If you can make any sense of this post, congratulations
If you've never had a girlfriend then you're doing something right because natural selection 2.0 only selects things that fail.
I know why humans mate in pairs anyway. The god of evolution, Zornok, designed it this way to troll us. He knows that individual humans are the only rational units, and the more people you add to a group, the stupider and more lulzy it becomes due to the law of averages pulling everyone down (ex. scientology, the government) with the exception of groups that learned how to spam images of goatse to keep out Joe Sixpacks and Jane Soccermom. If you get a girlfriend, she'll likely be a twitter using, horoscope reading, water dowsing, christian lady gaga fan. This will rub off on you, which is Zornok's plan to impede the progress of humanity for lulz.
For the entire animal kingdom, sex is sane and easy because you just rape whoever you want without complex artificial 'laws'. You know deep down, you still prefer bondage porn and girls with leashes, you pervert. I read somewhere that a number one fantasy of human females is to be raped. See, laws prevent both sexes from getting what they want :(. For elephants, only 'natural laws' exist in the form of competing males, but this all flows naturally because its deeply programmed into your genes. Enter humans who add an insane arms race of culture over everything, including courtship, and now the only way to get a girlfriend is to become a member of a boyband or wearing a tie 10 hours a day. Well, like grass should have said millions of years ago before they spent all that energy evolving tree trunks to out shade eachother, I don't even want to participate. If humanity is evil, I want as few of my genes as possible in it. They'll just be stolen and completely manipulated by some post singularity version of Oprah (via natural selection 2.0) or something, just like factory farm animals are exploited today. RRAAAWWWAAAGGHHH 9000 PENISSES, MUAH HA HA HA HA HA
Ok, end the troll portion of this post I guess. In reality I'm about 3 damn decades old and never had a girlfriend, despite being fairly nipple pinchingly cute. I guess that's to be expected when humanity introduces new humans to life with their jail slash school system, or as I like to call it, the body/mind/soul removing system. I graduated with an inability to make eye contact with any other people who I feared, some sort of autistic suicidal manic depression complex etc. So I'd definitely be completely destroyed in a real prison system where being raped with a shank is status quo by design, I assume, as some sort of US technique to use torture as a deterrent even though its officially 'illegal'. Its a miracle if anyone ever gets through school and adds anything positive to the world (and that's a big if since the world seems to solely go in a negative direction.. oh sorry, thanks founder of facebook for your cool invention!). I still hope anonymous destroys everything and becomes the singularity, maybe starting with operation empire state rebellion, assuming that's not some trick from elites with astroturfing software.

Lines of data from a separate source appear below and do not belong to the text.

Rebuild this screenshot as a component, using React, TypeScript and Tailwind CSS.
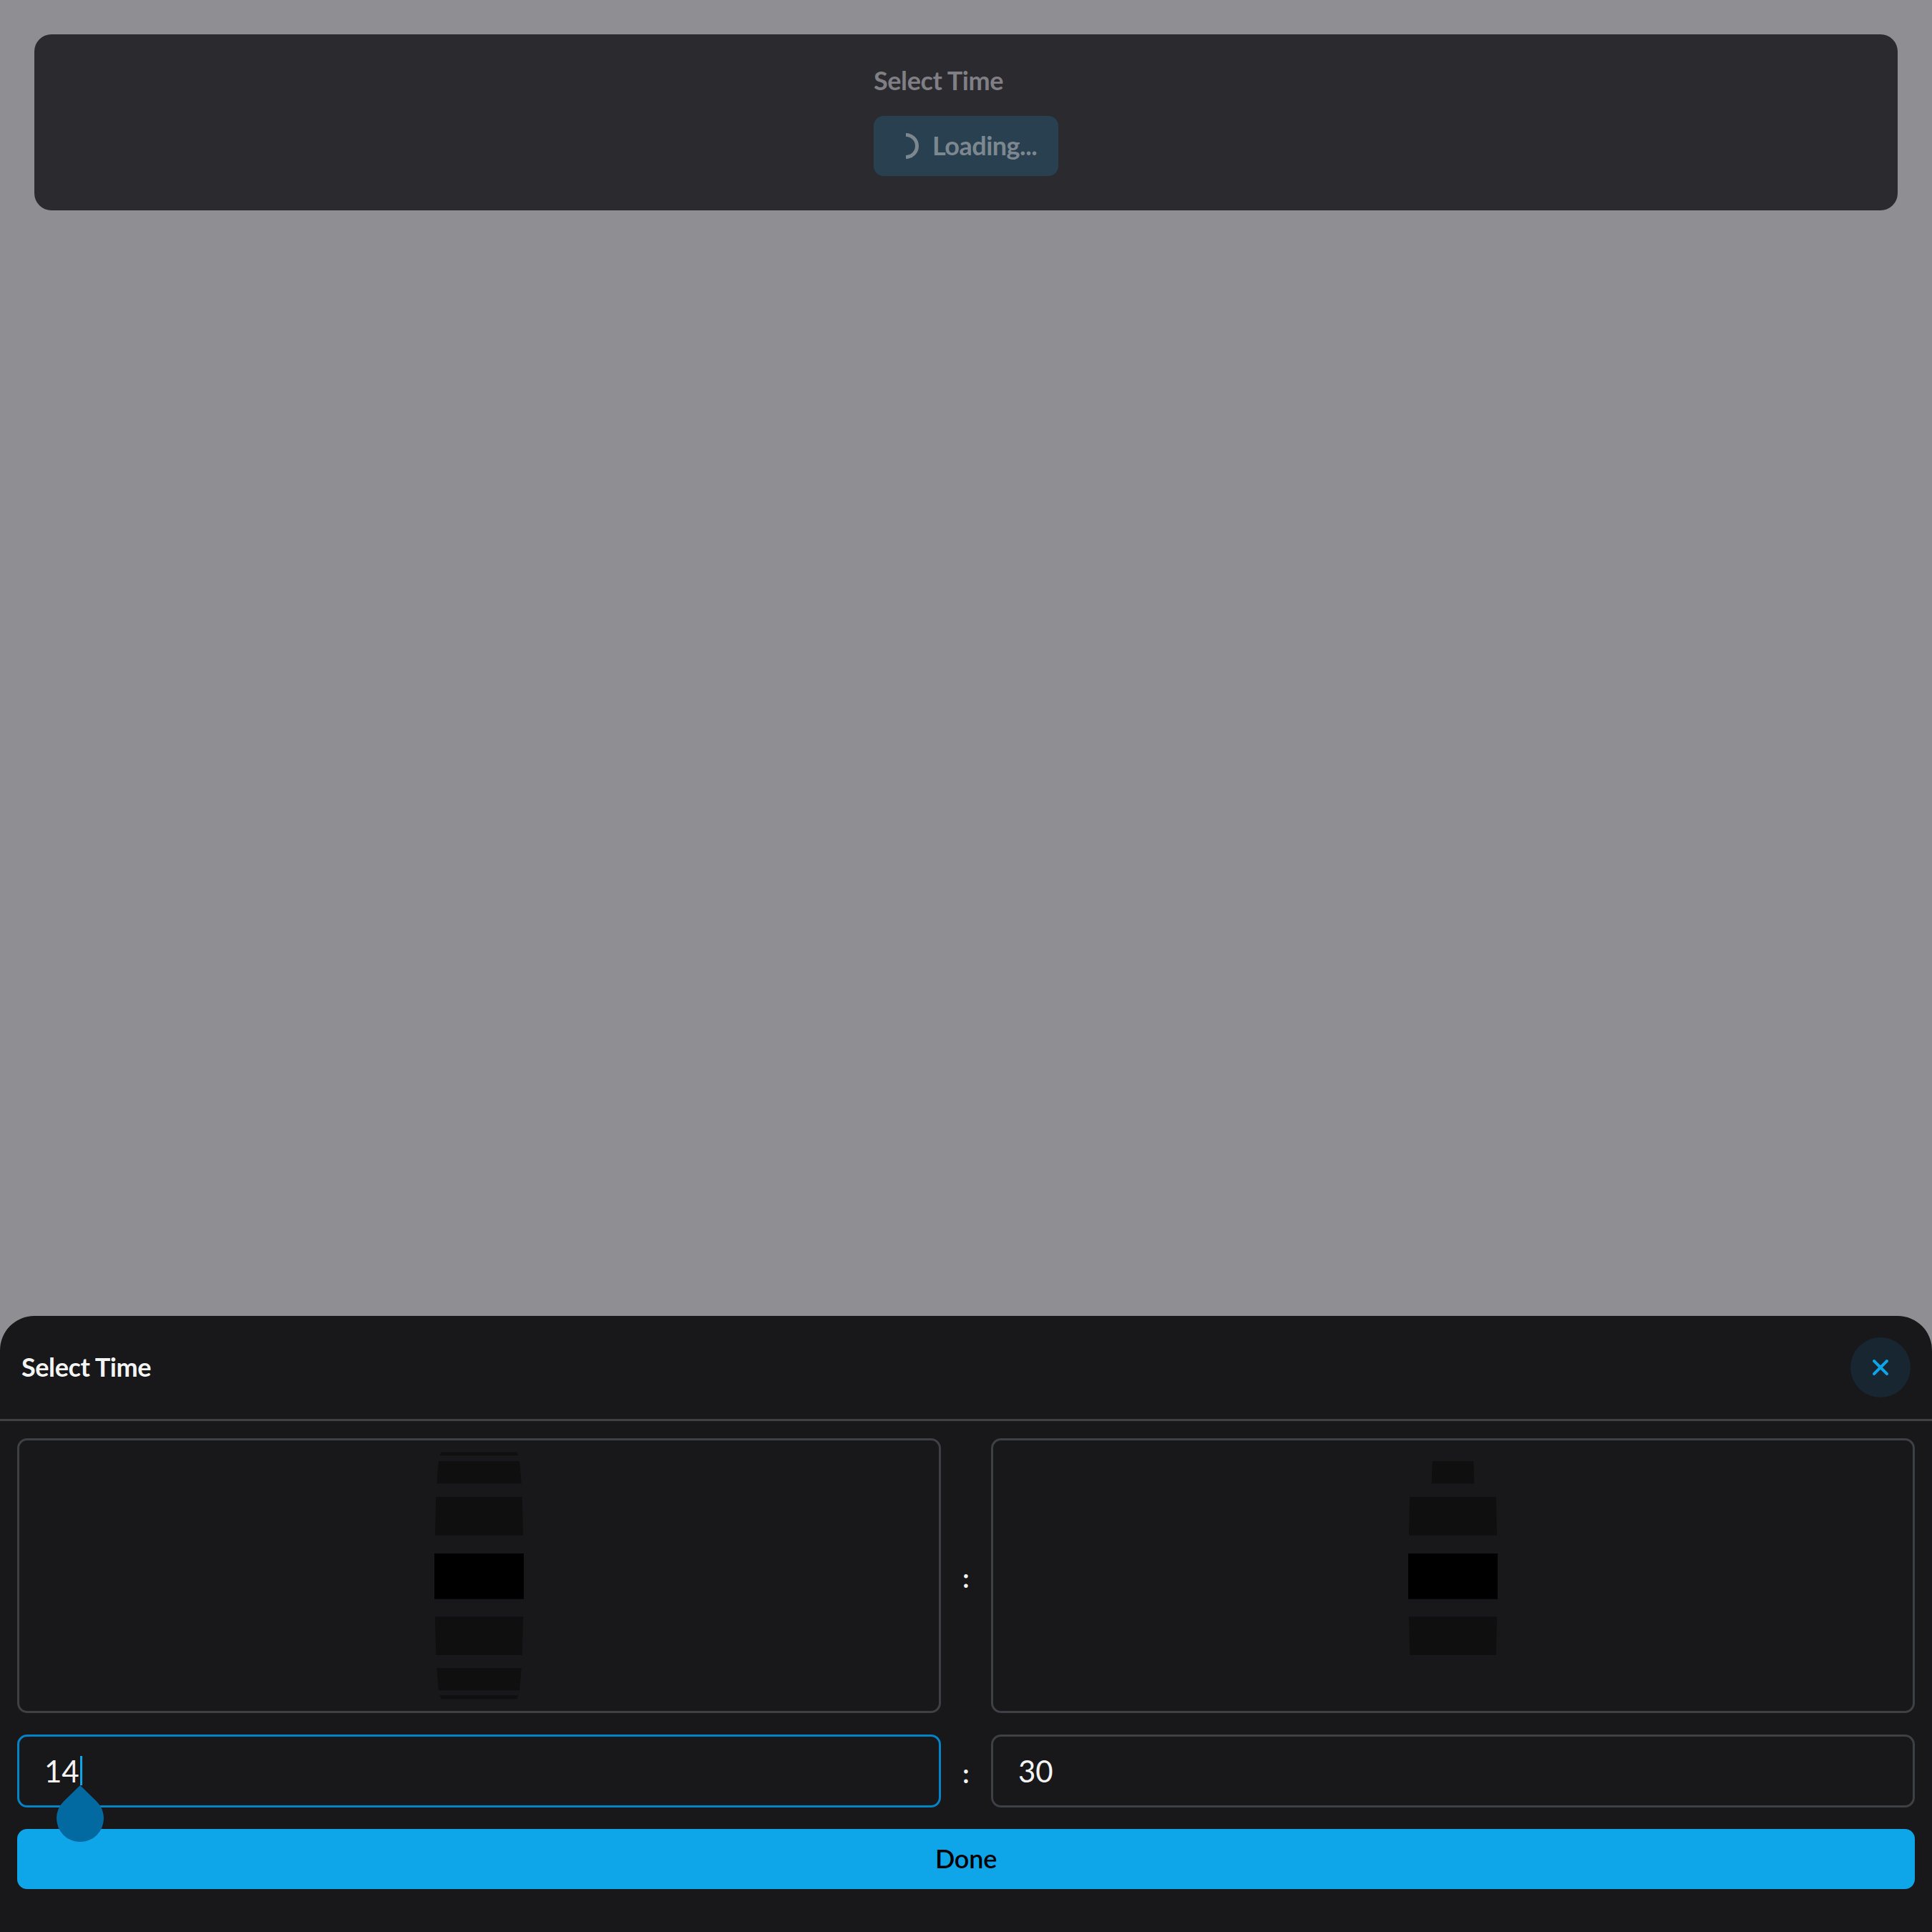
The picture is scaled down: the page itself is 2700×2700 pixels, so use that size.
import React from 'react'
import { X } from 'lucide-react'

const font = "font-['Lato',sans-serif]"

// rows of the time drum: top y, bottom y, inset at top, inset at bottom (px from each side of 125)
const leftRows = [
  { y1: 0.3, y2: 5, a: 9.7, b: 7.3 },
  { y1: 13, y2: 44.3, a: 6, b: 3.3 },
  { y1: 63, y2: 116.7, a: 2.3, b: 1 },
  { y1: 142, y2: 205.7, a: 0, b: 0, active: true },
  { y1: 230.3, y2: 284, a: 1, b: 2.3 },
  { y1: 302, y2: 333.3, a: 3.3, b: 6 },
  { y1: 340.3, y2: 345.3, a: 7.3, b: 9.7 },
]

const rightRows = [
  { y1: 13, y2: 44.3, a: 33.7, b: 32.7 },
  { y1: 63, y2: 116.7, a: 2.3, b: 1 },
  { y1: 142, y2: 205.7, a: 0, b: 0, active: true },
  { y1: 230.3, y2: 284, a: 1, b: 2.3 },
]

type Row = { y1: number; y2: number; a: number; b: number; active?: boolean }

const Wheel = ({ rows }: { rows: Row[] }) => (
  <div className="flex-1 min-w-0 h-[384px] rounded-[14px] border-[3px] border-[#3f3f46] flex items-center justify-center">
    <svg width="125" height="346" viewBox="0 0 125 346">
      {rows.map((r) => (
        <polygon
          key={r.y1}
          fill={r.active ? '#000000' : '#0f0f10'}
          points={`${r.a},${r.y1} ${125 - r.a},${r.y1} ${125 - r.b},${r.y2} ${r.b},${r.y2}`}
        />
      ))}
    </svg>
  </div>
)

const Colon = () => (
  <div className={`w-[70px] shrink-0 text-center text-[36px] leading-[44px] pt-[6px] font-bold text-[#f4f4f5] ${font}`}>:</div>
)

export default function App() {
  return (
    <div className={`w-[2700px] h-[2700px] bg-[#8f8e93] flex flex-col justify-between ${font}`}>
      {/* Page behind the sheet */}
      <div className="pt-[48px] px-[48px]">
        <div className="h-[246px] rounded-[24px] bg-[#2a2a2f] flex justify-center pt-[40px]">
          <div className="w-[258px]">
            <h2 className="text-[36px] leading-[48px] font-bold tracking-[-0.4px] text-[#807f85] mb-[26px]">Select Time</h2>
            <div className="h-[84px] rounded-[14px] bg-[#294050] flex items-center pl-[27px] gap-[19px] text-[36px] font-bold tracking-[-0.5px] text-[#7d878f]">
              <svg width="36" height="36" viewBox="0 0 36 36" fill="none" className="shrink-0">
                <path d="M18 2.5 A15.5 15.5 0 0 1 18 33.5" stroke="#7d878f" strokeWidth="5" />
              </svg>
              <span className="-mt-[2px]">Loading...</span>
            </div>
          </div>
        </div>
      </div>

      {/* Bottom sheet */}
      <div className="bg-[#18181b] rounded-t-[48px] pb-[60px]">
        <div className="h-[147px] border-b-[3px] border-[#3f3f46] flex items-center justify-between px-[30px]">
          <h2 className="-mt-[2px] text-[36px] font-bold tracking-[-0.4px] text-[#f4f4f5]">Select Time</h2>
          <button className="w-[84px] h-[84px] rounded-full bg-[#172630] flex items-center justify-center text-[#0ea5e9]">
            <X size={36} strokeWidth={2.6} />
          </button>
        </div>

        <div className="px-[24px] pt-[24px] flex flex-col gap-[30px]">
          <div className="flex items-center">
            <Wheel rows={leftRows} />
            <Colon />
            <Wheel rows={rightRows} />
          </div>

          <div className="flex items-center">
            <div className="relative flex-1 min-w-0">
              <input
                readOnly
                value="14"
                className={`w-full h-[102px] rounded-[14px] border-[3px] border-[#0284c7] bg-transparent px-[35px] text-[42px] text-[#f4f4f5] outline-none caret-transparent ${font}`}
              />
              <span className="absolute left-[88px] top-[30px] w-[3px] h-[41px] bg-[#0ea5e9]" />
              <svg width="66" height="79" viewBox="0 0 66 79" className="absolute left-[55px] top-[71px] z-10">
                <path d="M33 0 L56.3 22.7 A33 33 0 1 1 9.7 22.7 Z" fill="#0369a1" />
              </svg>
            </div>
            <Colon />
            <div className="flex-1 min-w-0">
              <input
                readOnly
                value="30"
                className={`w-full h-[102px] rounded-[14px] border-[3px] border-[#3f3f46] bg-transparent px-[35px] text-[42px] text-[#f4f4f5] outline-none caret-transparent ${font}`}
              />
            </div>
          </div>

          <button className={`pb-[2px] h-[84px] rounded-[14px] bg-[#0ea5e9] text-[36px] font-semibold tracking-[-0.2px] text-black ${font}`}>Done</button>
        </div>
      </div>
    </div>
  )
}
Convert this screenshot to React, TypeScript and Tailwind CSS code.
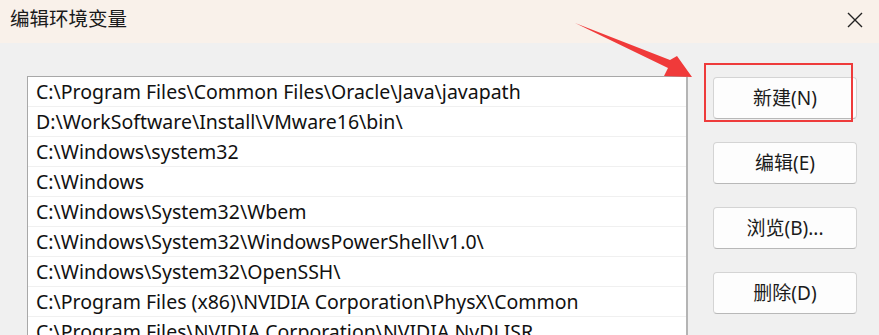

Anyway, recently I started lifting weights (you have to eat lots of complete protein such as rice+beans. Its easy because afaik the most effective way to grow muscle is to aim for about 3 sets of an exercise where you merely aim to choose a weight that exhausts you after 6 or so reps of 5 seconds up and 5 down.. takes minimal time per day) and it helps a lot with confidence. I think I might actually have a snowball's chance in hell of getting a girlfriend who is not imaginary. One thing I hate is how humans don't wear nametags with their age on it. So you have to be extremely cautious when approaching a girl, not knowing whether Chris Hansen will pop out and send you to 'A Place For Paedophiles' (see louis theroux documentary). Or her boyfriend might show up and beat you senseless. In new guinea, female birds of paradise reject males who have a single feather slightly ruffled the wrong way, I'm sure its the same with human females. They're judging every single one of your body cells when you miraculously have the courage to approach and will probably call the cops for harassment after you utter one syllable. There's a huge impenetrable wall of bullshit 'smalltalk' as some idiotic requirement for dating, not good for introverted shy people with performance anxiety. Though now, I'm financially fucked because the economy was destroyed by design.. the master cockblockers always find a way. Wanking isn't so bad actually, probably even better. Ok, I'm done making an idiot of myself for now.